Legionnaire: Sir, I’ve lost my wife’s picture.
Capt. Poulet: I believe I vaguely remember seeing it on a chain around your neck.
Capt. Poulet: I don’t know how you lose a framed 8×10.

Remember, humor is based on the reversal of expectations. Instead of relying on assumed expectations — i.e., the picture of his wife is a locket –we should ourselves establish the expectations, and then reverse them. This also allows us to make more than one joke in the same amount of space. This practice takes a tiny bit more thought, which is why you’ll never see it in the pages of Crock.

Here, we’ll establish that the wife is ugly in order to set up a second joke independent of the locket/8×10 comparison, which isn’t funny alone, but which is tolerable if followed by something funnier.

Legionnaire: Sir, I’ve lost my wife’s picture.
Capt. Poulet: That ugly thing? Wasn’t it on a chain around your neck?
Capt. Poulet: I don’t know how you lose a framed 8×10.
Legionnaire: The hardest part was getting the camel to eat it.
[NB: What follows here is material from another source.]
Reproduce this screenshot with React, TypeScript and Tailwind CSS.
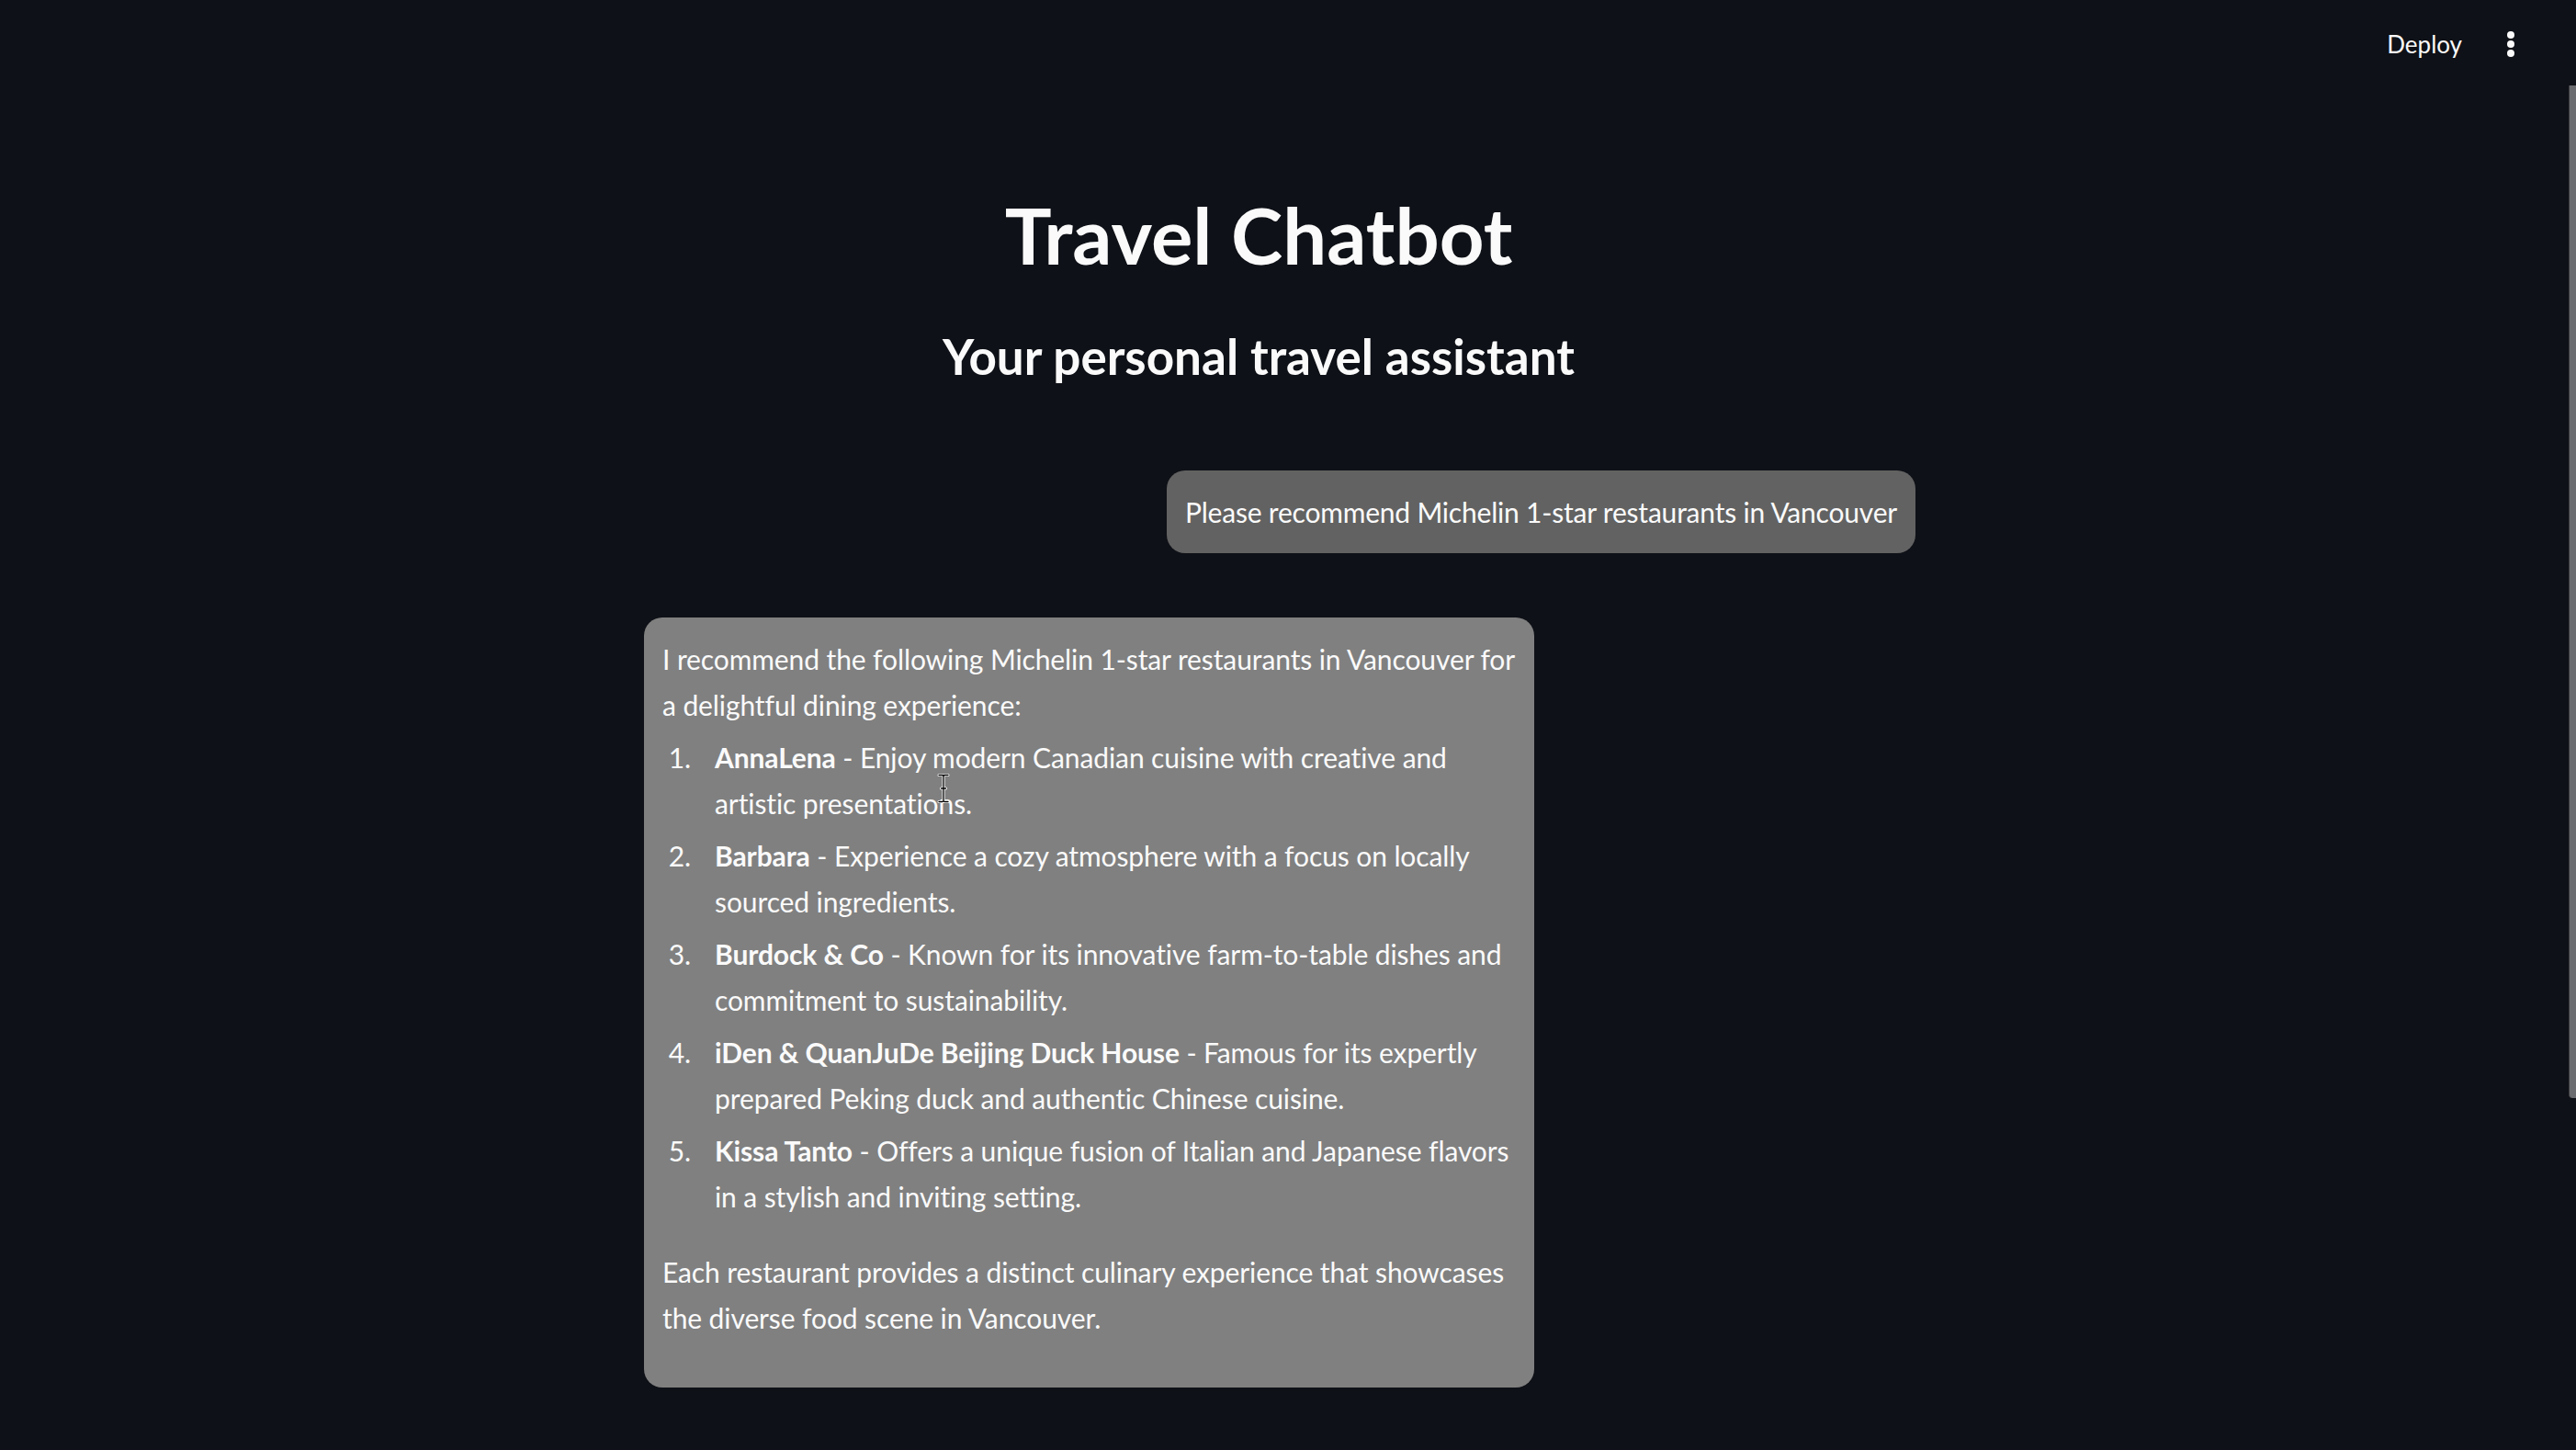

And, to push the envelope of taste, which we might as well do since we’re not really being funny any other way:

Legionnaire: Sir, my wife’s boudoir picture is missing.
Capt. Poulet: Sorry, Bob, but I don’t think you want it back.
Legionnaire: What do you mean? Where is it?
Capt. Poulet: It’s been pinned up in the outhouse for a week now. It’s gotten a little sticky.
Legionnaire: Obviously, whoever stole it has never seen CSI.